United States District Court, E.D. California

March 31, 2017

THOMAS JOSEPH MELGER, Plaintiff,
v.
BARACK OBAMA, Defendant.

          ORDER

          ALLISON CLAIRE UNITED STATES MAGISTRATE JUDGE

         Plaintiff, a state prisoner proceeding pro se, seeks relief pursuant to 42 U.S.C. § 1983 and has requested leave to proceed in forma pauperis pursuant to 28 U.S.C. § 1915. Plaintiff has consented to the jurisdiction of the undersigned magistrate judge for all purposes pursuant to 28 U.S.C. § 636(c) and Local Rule 305(a). ECF No. 5.

         I. Application to Proceed In Forma Pauperis

         Plaintiff has submitted a declaration that makes the showing required by 28 U.S.C. § 1915(a). ECF Nos. 2, 4, 9. Plaintiff's declaration makes the showing required by 28 U.S.C. § 1915(a). However, the court will not assess a filing fee at this time. Instead, the complaint will be summarily dismissed.

         II. Statutory Screening of Prisoner Complaints

         The court is required to screen complaints brought by prisoners seeking relief against a governmental entity or officer or employee of a governmental entity. 28 U.S.C. § 1915A(a). The court must dismiss a complaint or portion thereof if the prisoner has raised claims that are legally “frivolous or malicious, ” that fail to state a claim upon which relief may be granted, or that seek monetary relief from a defendant who is immune from such relief. 28 U.S.C. § 1915A(b)(1), (2).

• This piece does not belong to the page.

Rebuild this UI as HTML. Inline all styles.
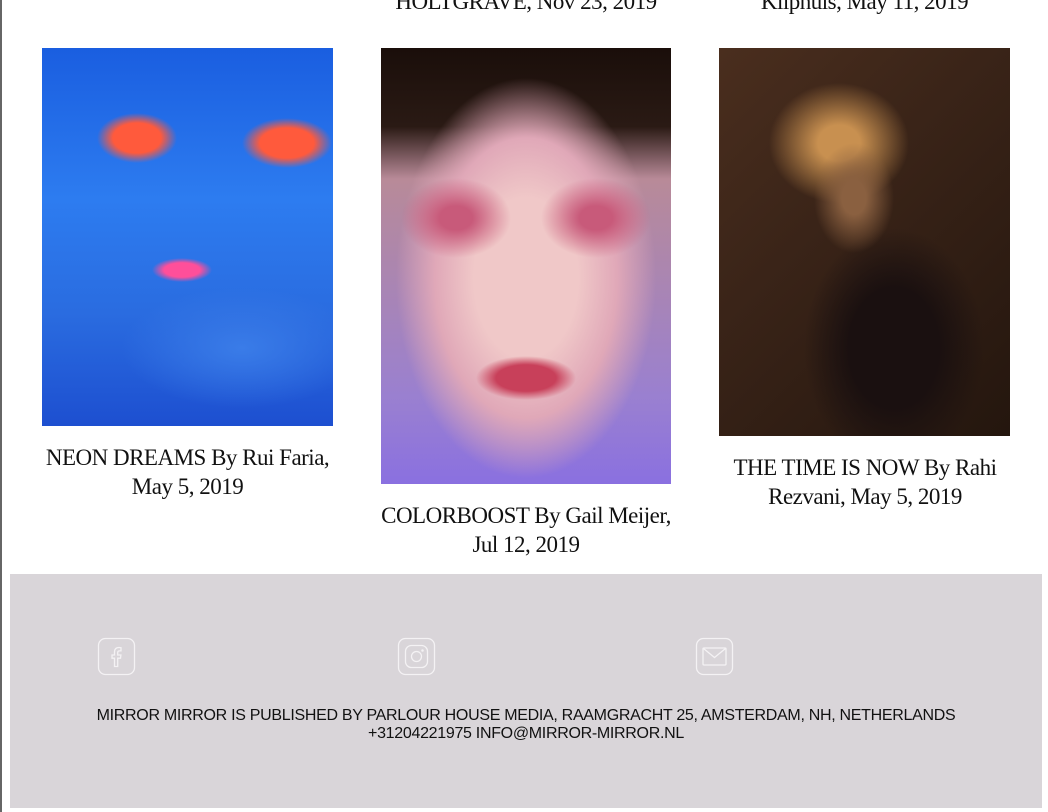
<!DOCTYPE html>
<html><head><meta charset="utf-8"><style>
*{margin:0;padding:0;box-sizing:border-box}
html,body{width:1048px;height:812px;overflow:hidden;background:#fff}
body{position:relative;font-family:"Liberation Serif",serif}
.lb{position:absolute;left:0;top:0;width:2px;height:812px;background:#666}
.img{position:absolute}
.cap{position:absolute;text-align:center;font-size:23px;line-height:29px;color:#111;letter-spacing:-0.5px}
.top{position:absolute;top:-13px;font-size:23px;line-height:29px;color:#111;text-align:center;letter-spacing:-0.5px}
.foot{position:absolute;left:10px;top:574px;width:1032px;height:234px;background:#d9d5d9}
.ic{position:absolute;top:637px;width:39px;height:39px}
.ft{position:absolute;left:10px;width:1032px;top:707px;text-align:center;font-family:"Liberation Sans",sans-serif;font-size:16px;line-height:18px;color:#111;letter-spacing:-0.3px}
</style></head><body>
<div class="lb"></div>
<div class="top" style="left:381px;width:290px">HOLTGRAVE, Nov 23, 2019</div>
<div class="top" style="left:719px;width:291px">Kliphuis, May 11, 2019</div>

<div class="img" style="left:42px;top:48px;width:291px;height:378px;background:
radial-gradient(ellipse 40px 25px at 95px 90px,#ff5a3c 60%,transparent 100%),
radial-gradient(ellipse 45px 25px at 245px 95px,#ff5a3c 60%,transparent 100%),
radial-gradient(ellipse 30px 12px at 140px 222px,#ff4f9a 60%,transparent 100%),
radial-gradient(ellipse 120px 60px at 200px 300px,#3a7ce8 0%,transparent 100%),
linear-gradient(180deg,#1a5ee0 0%,#2d7cf0 40%,#2a6ce0 70%,#1d4fd0 100%)"></div>

<div class="img" style="left:381px;top:48px;width:290px;height:436px;background:
radial-gradient(ellipse 50px 22px at 145px 330px,#c8405a 60%,transparent 100%),
radial-gradient(ellipse 55px 40px at 75px 170px,#c85a7a 30%,transparent 100%),
radial-gradient(ellipse 55px 40px at 215px 170px,#c85a7a 30%,transparent 100%),
radial-gradient(ellipse 130px 200px at 145px 230px,#f0c8c8 40%,#e0a8b8 70%,transparent 100%),
linear-gradient(180deg,#1a0e0a 0%,#2a1a14 18%,#b88a98 30%,#9a80d0 80%,#8a70e0 100%)"></div>

<div class="img" style="left:719px;top:48px;width:291px;height:388px;background:
radial-gradient(ellipse 40px 55px at 135px 150px,#8a6040 30%,transparent 100%),
radial-gradient(ellipse 70px 60px at 120px 95px,#c89050 30%,transparent 100%),
radial-gradient(ellipse 90px 120px at 175px 300px,#1a1010 50%,transparent 100%),
linear-gradient(135deg,#4a2e1e 0%,#3a2418 40%,#24160e 100%)"></div>

<div class="cap" style="left:30px;width:315px;top:443px">NEON DREAMS By Rui Faria,<br>May 5, 2019</div>
<div class="cap" style="left:366px;width:320px;top:501px">COLORBOOST By Gail Meijer,<br>Jul 12, 2019</div>
<div class="cap" style="left:710px;width:310px;top:453px">THE TIME IS NOW By Rahi<br>Rezvani, May 5, 2019</div>

<div class="foot"></div>
<svg class="ic" style="left:97px" viewBox="0 0 39 39" fill="none" stroke="#f4f2f4" stroke-width="1.3">
<rect x="1.5" y="1.5" width="36" height="36" rx="7"/>
<path d="M22 10.5c-3 0-4.5 1.7-4.5 4.7v2.8h-2.5v3.2h2.5v8.3h3.2v-8.3h2.8l.4-3.2h-3.2v-2.4c0-1 .4-1.7 1.8-1.7h1.5v-3.2c-.5-.1-1.2-.2-2-.2z"/></svg>
<svg class="ic" style="left:397px" viewBox="0 0 39 39" fill="none" stroke="#f4f2f4" stroke-width="1.3">
<rect x="1.5" y="1.5" width="36" height="36" rx="7"/>
<rect x="8.5" y="8.5" width="22" height="22" rx="6"/>
<circle cx="19.5" cy="19.5" r="5"/><circle cx="25.5" cy="13.5" r=".6" fill="#fff"/></svg>
<svg class="ic" style="left:695px" viewBox="0 0 39 39" fill="none" stroke="#f4f2f4" stroke-width="1.3">
<rect x="1.5" y="1.5" width="36" height="36" rx="7"/>
<rect x="8" y="11" width="23" height="17" rx="1"/>
<path d="M8.5 11.5l11 9 11-9"/></svg>

<div class="ft">MIRROR MIRROR IS PUBLISHED BY PARLOUR HOUSE MEDIA, RAAMGRACHT 25, AMSTERDAM, NH, NETHERLANDS<br>+31204221975 INFO@MIRROR-MIRROR.NL</div>
</body></html>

         A claim “is [legally] frivolous where it lacks an arguable basis either in law or in fact.” Neitzke v. Williams, 490 U.S. 319, 325 (1989); Franklin v. Murphy, 745 F.2d 1221, 1227-28 (9th Cir. 1984). “[A] judge may dismiss [in forma pauperis] claims which are based on indisputably meritless legal theories or whose factual contentions are clearly baseless.” Jackson v. Arizona, 885 F.2d 639, 640 (9th Cir. 1989) (citation and internal quotations omitted), superseded by statute on other grounds as stated in Lopez v. Smith, 203 F.3d 1122, 1130 (9th Cir. 2000); Neitzke, 490 U.S. at 327. The critical inquiry is whether a constitutional claim, however inartfully pleaded, has an arguable legal and factual basis. Id.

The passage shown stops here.